State Promotion of Heat Pumps Challenged by Labor, Grid Issues

Sept. 26, 2023, 2:57 PM UTC

States promising to quadruple the current number of heat pumps in the US face shortages of the workers who install the systems, an electric grid that still relies heavily on fossil fuels, and questions about how to best steward millions of federal dollars.

Twenty-five US states comprising the US Climate Alliance are creating new programs and leveraging federal funds to install more heat pumps. The heating and cooling systems, which have been around for more than a century but are quickly gaining popularity, are a cleaner alternative to furnaces and air conditioners that could cut greenhouse emissions drastically, especially when joined with other types of climate policy.

The move was billed as an inexpensive, relatively quick way to decarbonize one of the country’s largest sources of greenhouse gasses: buildings.

Now, states are figuring out how to get started.

But the effort faces challenges. HVAC and electrical industry workers are dwindling, fossil fuels power around 60% of the US electric grid, and the country could face the same lack of public understanding that other countries faced when investing in heat pumps.

“We made a big commitment, and now is when we get to work,” Casey Katims, executive director of the US Climate Alliance, said in an interview. “I think that we will look back and think about the time before we predominantly relied on heat pumps to cool and heat our homes.”

Last year’s federal Inflation Reduction Act already created tax credits for heat pump installation and a home energy rebate program that gives millions to states for weatherization and electrification projects. Compounding those dollars are new state-level programs announced last week.

“IRA implementation is an all-hands-on-deck effort,” Katims said.

Maine Gov. Janet Mills (D), whose state has average winter temperatures that are often below 15 degrees, says she wants to install 175,000 new heat pumps over the next two years. The push follows her 2019 initiative that installed 100,000 new heat pumps—and met its goal two years ahead of the 2025 target, she said.

“People are seeing the efficiency, the comfort,” and the financial benefits of heat pumps, Mills said onstage Sept. 21 at Climate Week NYC.

The state is poised to receive $70 million in Inflation Reduction Act funds to help its new goal, said Dan Burgess, director of the Maine Governor’s Energy Office.

Price volatility of legacy fuel sources is a major driver of Maine’s heat pump goals. The state doesn’t produce any of its own fossil fuels, so it spends around $4 billion annually bringing oil and natural gas products into the state, Burgess said.

Fighting Heat Pump Barriers

The fossil fuel industry has previously pushed back on heat pump programs in Maine and surrounding states.

In 2021, the Maine Energy Marketers Association and six other similar groups penned a letter to New England governor warnings of potential winter grid stress due to increased electricity use from the systems.
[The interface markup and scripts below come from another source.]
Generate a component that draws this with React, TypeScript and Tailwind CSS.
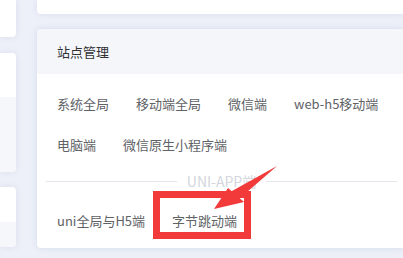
const font = { fontFamily: '"Noto Sans CJK SC", "Noto Sans", sans-serif' }

const platforms = ["系统全局", "移动端全局", "微信端", "web-h5移动端", "电脑端", "微信原生小程序端"]
const uniApps = ["uni全局与H5端", "字节跳动端"]

const SideCard = ({ h, greyFrom }: { h: string; greyFrom?: string }) => (
  <div className={`${h} w-full rounded-r-[4px] bg-white shadow-[0_0_6px_rgba(180,190,220,0.35)] overflow-hidden flex flex-col`}>
    <div className={greyFrom ?? "flex-1"}></div>
    {greyFrom && <div className="flex-1 bg-[#f5f7fa]"></div>}
  </div>
)

export default function App() {
  return (
    <div className="relative w-[403px] h-[258px] overflow-hidden bg-[#edf0f8] flex gap-[21px] text-[13px]" style={font}>
      {/* left column */}
      <div className="w-[16px] shrink-0 flex flex-col">
        <div className="h-[37px] w-full rounded-br-[4px] bg-white shadow-[0_0_6px_rgba(180,190,220,0.35)]"></div>
        <div className="mt-[16px]">
          <SideCard h="h-[119px]" greyFrom="h-[44px]" />
        </div>
        <div className="mt-[15px]">
          <SideCard h="h-[60px]" greyFrom="h-[35px]" />
        </div>
      </div>

      {/* main column */}
      <div className="w-[369px] shrink-0 flex flex-col">
        <div className="h-[14px] rounded-b-[4px] bg-white shadow-[0_0_6px_rgba(180,190,220,0.35)]"></div>
        <div className="mt-[15px] h-[219px] rounded-[4px] bg-white shadow-[0_0_6px_rgba(180,190,220,0.45)] overflow-hidden flex flex-col">
          <div className="h-[45px] bg-[#f4f6fa] flex items-center pl-[20px] text-[#303133]">站点管理</div>
          <div className="px-[9px]">
            <div className="flex flex-wrap gap-x-[27px] gap-y-[21px] pl-[11px] pt-[20px] text-[#606266]">
              {platforms.map((p) => (
                <span key={p} className="leading-[20px]">{p}</span>
              ))}
            </div>
            <div className="mt-[16px] flex items-center">
              <div className="flex-1 h-px bg-[#e4e7ed]"></div>
              <span className="px-[10px] text-[14px] leading-[20px] text-[#d3d6dd]">UNI-APP端</span>
              <div className="flex-1 h-px bg-[#e4e7ed]"></div>
            </div>
            <div className="flex gap-x-[27px] pl-[11px] pt-[20px] text-[#606266]">
              {uniApps.map((p) => (
                <span key={p} className="leading-[20px]">{p}</span>
              ))}
            </div>
          </div>
        </div>
      </div>

      {/* annotation */}
      <div className="absolute left-[153px] top-[191px] w-[98px] h-[48px] border-[7px] border-[#f23a3a]"></div>
      <svg className="absolute left-0 top-0" width="403" height="258" viewBox="0 0 403 258">
        <polygon points="277,166 239,199 232,191" fill="#f23a3a" />
        <polygon points="214,209 228,188 244,202" fill="#f23a3a" />
      </svg>
    </div>
  )
}
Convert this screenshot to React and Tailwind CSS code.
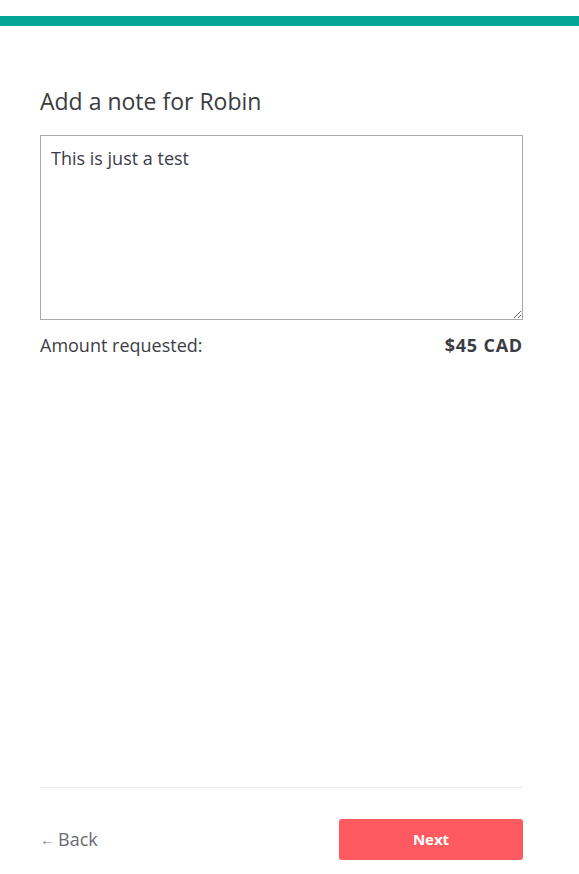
import React, { useState } from "react";

export default function App() {
  const [note, setNote] = useState("This is just a test");

  return (
    <div className="flex h-[874px] flex-col bg-white font-['Open_Sans',sans-serif] text-[#3d3d45]">
      {/* Progress bar */}
      <div className="mt-4 h-[10px] w-full bg-[#03a596]" />

      <div className="flex flex-1 flex-col pl-10 pr-14">
        <h1 className="mt-[61px] text-[23px] leading-7 text-[#3b3b42]">Add a note for Robin</h1>

        <textarea
          value={note}
          onChange={(e) => setNote(e.target.value)}
          className="mt-[20px] h-[185px] w-full resize-y border border-[#a9a9a9] px-[10px] pt-[10px] pb-[10px] text-[18px] leading-6 text-[#3b3b4a] outline-none"
        />

        <div className="mt-[13px] flex items-center justify-between text-[18px] leading-6">
          <span>Amount requested:</span>
          <span className="font-bold tracking-[0.8px] text-[#3b3b42]">$45 CAD</span>
        </div>

        <div className="flex-1" />

        {/* Footer */}
        <div className="h-px bg-[#ececec]" />
        <div className="flex h-[86px] items-start justify-between pt-[31px]">
          <button className="mt-[8px] flex items-center gap-[3px] text-[18px] leading-6 text-[#6a6a72]">
            <span className="text-[15px] text-[#8a8a8a]">←</span>
            Back
          </button>
          <button className="h-[41px] w-[184px] rounded-[3px] bg-[#ff5a5f] text-[15px] font-bold text-white">
            Next
          </button>
        </div>
      </div>
    </div>
  );
}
The groups maintained that while they shared net-zero goals, heat pumps were not the way forward for fragile grid systems.

“Our states should immediately abandon efforts to convert homes to natural gas or electric heating. The lives of our states’ residents — your constituents — may very well depend on it,” the letter said.

The fossil fuel industry “and their friends in politics will continue to fight against these programs and spread misinformation about the cost and effectiveness of heat pumps,” said Mike Faulk, deputy communications director in Washington Gov. Jay Inslee’s (D) office.

Heat pumps transfer heat and cold from outdoors to indoors using electricity. They can reduce greenhouse gas emissions by at least 20% compared with a gas boiler, even if they run emissions-heavy electricity, according to the US Energy Information Administration. In countries with cleaner electricity, reductions can reach 80%.

That’s why cleaning up the electric grid is an important “parallel strategy” to deploying more heat pumps, Burgess said. Maine generated 72% of its electricity from renewable sources in 2021, but that percentage slipped from the previous year due to increased generation using natural gas, according to the EIA.

“Decarbonization of the electricity grid is key to decarbonization of the building sector and a number of other key sectors of our economy,” Katims said. “It relates to the embodied emissions that are in construction materials used to build homes. But it’s also about the power that homes are pulling from.”

Along with the US Climate Alliance’s heat pump commitment, member states also agreed to use eight other supporting strategies. Among them are measures to mitigate volatile energy prices, enhance the grid’s reliability, and increase the number of contractors who know how to install heat pumps.

Maine is fighting the latter issue with community college programs and other methods to increase the pipeline of workers, Burgess said.

“We need to train a lot more electricians,” he said.

One of the most important additional commitments from states is a pledge to identify ways to streamline all the local, state, and federal heat pump incentives so consumers can stack them, Katims said.

Washington state is taking several avenues to shore up heat pumps and related infrastructure, and the relationship between state and federal dollars is central to its goals. Its new “cap-and-invest” program, for instance, dedicates $150 million of state funds to making heat pump installation affordable. That amount will grow the $180 million in federal funds that Washington is also expecting, Faulk said in an emailed statement.

“We will ask the Legislature to dedicate more funds for heat pump installations in coming sessions,” he said.